Lady with Squirrel & Starling ~ 1526–28

Lady_with_a_Squirrel

a Lady with a Squirrel and a Starling by Hans Holbein the Younger (1498–1543) ~ 1526-28

The subject of this portrait was identified in 2004 as Anne Lovell, wife of Sir Francis Lovell (d. 1551), an esquire of the body to Henry VIII. David J. King, in his article “Who was Holbein’s lady with a squirrel and a starling?”, proposed that the starling in the painting encodes a pun on the Lovell family’s seat at East Harling, Norfolk.[1] The starling and the squirrel were traditional elements in the Lovell iconography.[2] Holbein painted the portrait during his first visit to England, which lasted from summer 1526 to to summer 1528. King suggests it might have been done in winter, since the sitter wears a warm fur hat. During this first stay, Holbein worked largely for the circle of Thomas More and his connections: his drawing of More’s ward Margaret Giggs shows her wearing the same type of hat.
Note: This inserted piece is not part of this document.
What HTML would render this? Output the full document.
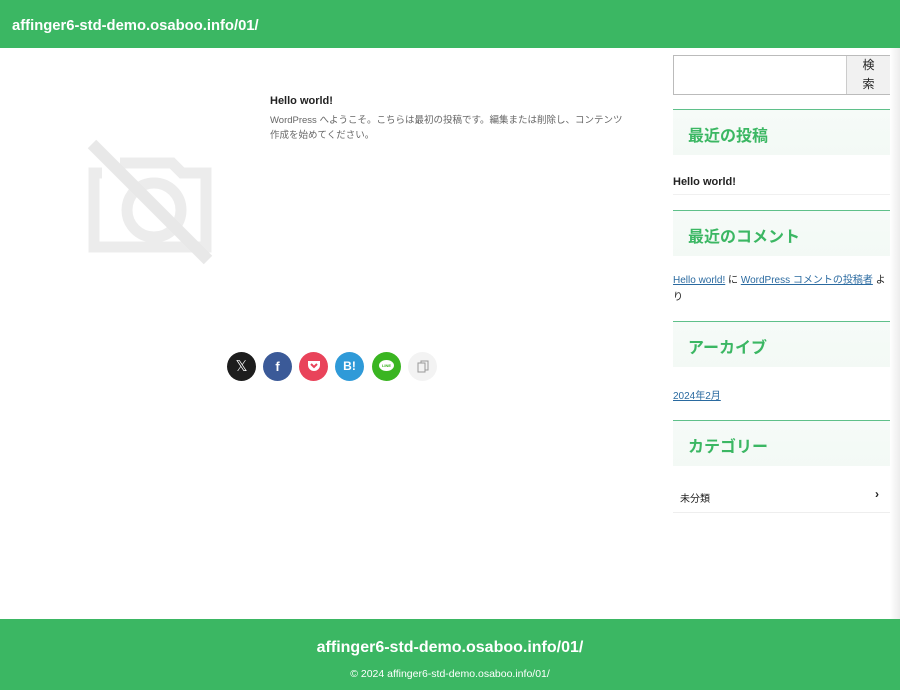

Holbein also painted portraits of Sir Henry Guildford and Mary, Lady Guildford, with similar decorative foliage in the background.[3] At this stage of his career, he often adapted such designs from pattern books; in his last decade he set his portrait subjects against plain backgrounds in a more iconic style. Art historian John Rowlands judges this painting “the most charming of the portraits from Holbein’s first stay in England”.[4]

References
  1. David J. King, “Who was Holbein’s lady with a squirrel and a starling?”, Apollo 159, 507, May, 2004: 165–75, repeated on bnet.com, retrieved 1 March 2009.
  2. Derek Wilson, Hans Holbein: Portrait of an Unknown Man, London: Pimlico, Revised Edition, 2006, ISBN 9781844139187, p. 140.
  3. Susan Foister, Holbein in England, London: Tate, 2006, ISBN 1854376454, p. 30.
  4. John Rowlands, Holbein: The Paintings of Hans Holbein the Younger, Boston: David R. Godine, 1985, ISBN 0879235780, p. 72.

From Bätschmann and Griener, p. 168:

“(…) this appears to be a front fastening gown. The modest sleeve has a deep cuff of the same velvet that appears as trim at the opening. Is it a partlet or chemise? Linen or silk?”